LSU women’s basketball coach Kim Mulkey tried to impress upon her team before they played Sunday at top-ranked South Carolina that regardless of the result, there were still four important Southeastern Conference games remaining.
Now everyone gets to see if the Tigers, who lost 88-64, were truly listening.
No. 5 LSU (23-1, 11-1 in SEC) returns to action for the first time since its first loss of the season, hosting Ole Miss (20-5, 9-3) at 8 p.m. in the Pete Maravich Assembly Center. The game will be televised by the SEC Network and broadcast locally by 107.3-FM.
“I didn’t make the game too big,” Mulkey said. “I said it’s a grind. We’re trying to finish February and these same four teams are trying to win one more themselves to finish high and to get a NCAA bid.”
LSU players had the day off Monday before returning to practice Tuesday and Wednesday in preparation for Ole Miss which is fourth in the SEC standings.
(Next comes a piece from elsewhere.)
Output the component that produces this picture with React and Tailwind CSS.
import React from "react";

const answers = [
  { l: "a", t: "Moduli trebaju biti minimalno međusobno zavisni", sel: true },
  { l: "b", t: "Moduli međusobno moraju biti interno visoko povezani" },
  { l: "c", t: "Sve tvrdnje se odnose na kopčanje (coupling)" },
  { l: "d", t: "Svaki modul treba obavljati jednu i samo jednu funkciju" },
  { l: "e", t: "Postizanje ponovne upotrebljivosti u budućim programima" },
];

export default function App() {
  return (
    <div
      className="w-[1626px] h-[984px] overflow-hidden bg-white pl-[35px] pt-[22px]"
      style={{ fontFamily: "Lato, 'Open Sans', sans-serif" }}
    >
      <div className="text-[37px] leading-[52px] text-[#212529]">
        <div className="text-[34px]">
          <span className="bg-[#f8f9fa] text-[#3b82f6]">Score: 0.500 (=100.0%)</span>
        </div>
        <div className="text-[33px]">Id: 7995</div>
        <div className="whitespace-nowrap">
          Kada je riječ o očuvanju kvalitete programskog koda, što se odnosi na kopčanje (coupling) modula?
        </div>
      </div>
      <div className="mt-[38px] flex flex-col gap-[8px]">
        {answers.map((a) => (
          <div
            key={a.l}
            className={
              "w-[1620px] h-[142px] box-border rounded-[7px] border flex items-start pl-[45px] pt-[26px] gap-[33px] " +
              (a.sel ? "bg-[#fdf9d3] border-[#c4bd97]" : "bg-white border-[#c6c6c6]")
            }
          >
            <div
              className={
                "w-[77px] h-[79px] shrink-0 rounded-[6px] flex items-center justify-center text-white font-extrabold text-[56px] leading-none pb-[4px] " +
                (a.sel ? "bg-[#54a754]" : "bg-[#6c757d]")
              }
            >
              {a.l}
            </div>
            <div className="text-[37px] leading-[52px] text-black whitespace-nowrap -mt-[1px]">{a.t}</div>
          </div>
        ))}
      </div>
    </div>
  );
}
“I would imagine they’re going to bounce back. Competitors do,” Mulkey said. “The game is not going to be a reflection of what happened in the last game. February is a grind. It will be a grind these last four games and it will have nothing whatsoever to do with the outcome of the South Carolina game. Everybody’s just trying to win one more.”
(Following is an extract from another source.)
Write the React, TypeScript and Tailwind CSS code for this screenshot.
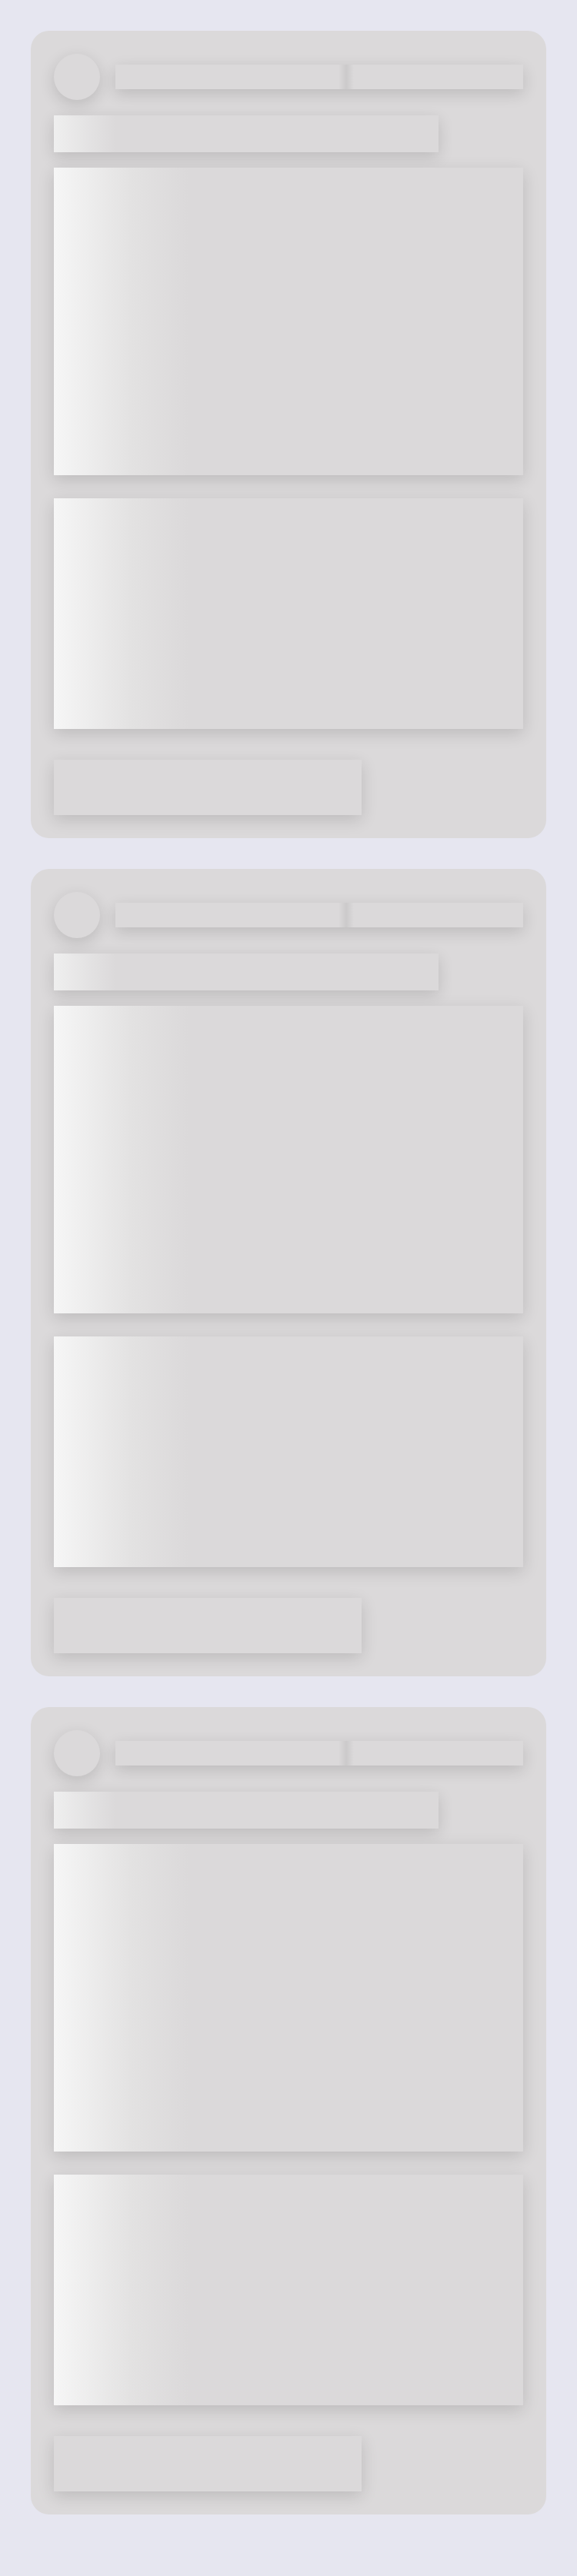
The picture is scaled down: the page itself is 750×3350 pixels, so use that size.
import React from 'react';

const shadow = 'shadow-[0_6px_20px_rgba(0,0,0,0.14)]';

function SkeletonCard() {
  return (
    <div className="w-[670px] rounded-[24px] bg-[#dbd9da] p-[30px]">
      <div className="flex items-center gap-5">
        <div className={`h-[60px] w-[60px] rounded-full bg-[#dbd9da] ${shadow}`} />
        <div
          className={`h-8 w-[530px] bg-[#dbd9da] bg-[linear-gradient(90deg,transparent_290px,rgba(0,0,0,0.07)_300px,transparent_310px)] ${shadow}`}
        />
      </div>
      <div
        className={`mt-5 h-12 w-[500px] bg-[#dbd9da] bg-[linear-gradient(90deg,#efefef_0px,#dbd9da_80px)] ${shadow}`}
      />
      <div
        className={`mt-5 h-[400px] w-full bg-[#dbd9da] bg-[linear-gradient(90deg,#f6f6f6_0px,#e3e2e2_100px,#dbd9da_175px)] ${shadow}`}
      />
      <div
        className={`mt-[30px] h-[300px] w-full bg-[#dbd9da] bg-[linear-gradient(90deg,#f6f6f6_0px,#e3e2e2_100px,#dbd9da_175px)] ${shadow}`}
      />
      <div className={`mt-10 h-[72px] w-[400px] bg-[#dbd9da] ${shadow}`} />
    </div>
  );
}

export default function App() {
  return (
    <div className="flex min-h-[3350px] flex-col items-center gap-10 bg-[#e6e6f0] pt-10">
      <SkeletonCard />
      <SkeletonCard />
      <SkeletonCard />
    </div>
  );
}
LSU had its school-record win streak snapped and dropped into second place in the SEC standings. The Tigers got an up-close look at the distance that remains between them and the top rung of women’s college basketball.
Less than two full seasons into her rebuilding of LSU’s program Mulkey’s 49-7 and has the Tigers pointed in the right direction with a No. 5 ranking this season and nation’s top incoming signing class for next season.
Fifth-year senior guard Alexis Morris performed at an elite level Sunday, pushing aside an early knee injury to score a game-high 23 points. Sophomore forward Angel Reese, who was in the conversation for national Player of the Year, had her school-record streak of consecutive double-doubles stopped at 23 games. He scored 16 points on 5-of-15 shooting and wound up with a season-low four rebounds.
“I don’t like to get my butt handed to me on national television. That’s not the first time,” Mulkey said. “That’s part of the process. I’m going to ask each player, ‘What did you learn’? What can you do better? Was the moment too big for you? If it was, tell me why? It was good for our program. It’s the next step in where we’re trying to go. Those kids aren’t going to be devastated in there. They’re going to be disappointed, but you move on.”
Reese leads the SEC in scoring (23.2) and rebounding (15.29) with Morris (14.3) ranking 13th in scoring and fourth in assists (4.33).
LSU looks to close out its last four games over the next 1 ½ weeks with home games against Ole Miss and Mississippi State (Feb. 26). The Tigers have back-to-back road games Sunday at Florida and Vanderbilt next Thursday.
The SEC Tournament is March 3-5 in Greenville, South Carolina.
“I would like to host a first and second round game here,” Mulkey said of her objectives. “And (to) keep winning will do that for you and if it doesn’t, then we’re not going to change a (selection) committee’s mind.”
LSU won 68-64 last season at Ole Miss which featured one of the league’s top players in 6-foot-5 center Shakira Austin who graduated.
Senior guard Angel Baker, who scored a team-high 20 points in that game, is ranked 12th in the league in scoring (14.8 points). The Rebels also have a pair of other double-figure scorers in 6-1 junior forward Madison Scott (11.9, 8.8 rebounds, 51.6 FG%) and 6-1 junior forward Snudda Collins (10.0) Senior Marquesha Davis (9.9, 4.9 rebounds) is a transfer from Arkansas.
The two teams defensively are among the SEC’s best with Ole Miss (54.72) and LSU (55.67) ranked second and third in points allowed, respectively.
“They haven’t played us,” Mulkey said. “They haven’t played South Carolina yet, but they’ve taken care of business in the SEC to put themselves in a position to finish in the top four. We’ve done the same. This a very important game. It’s not any more important to them as it is to us.”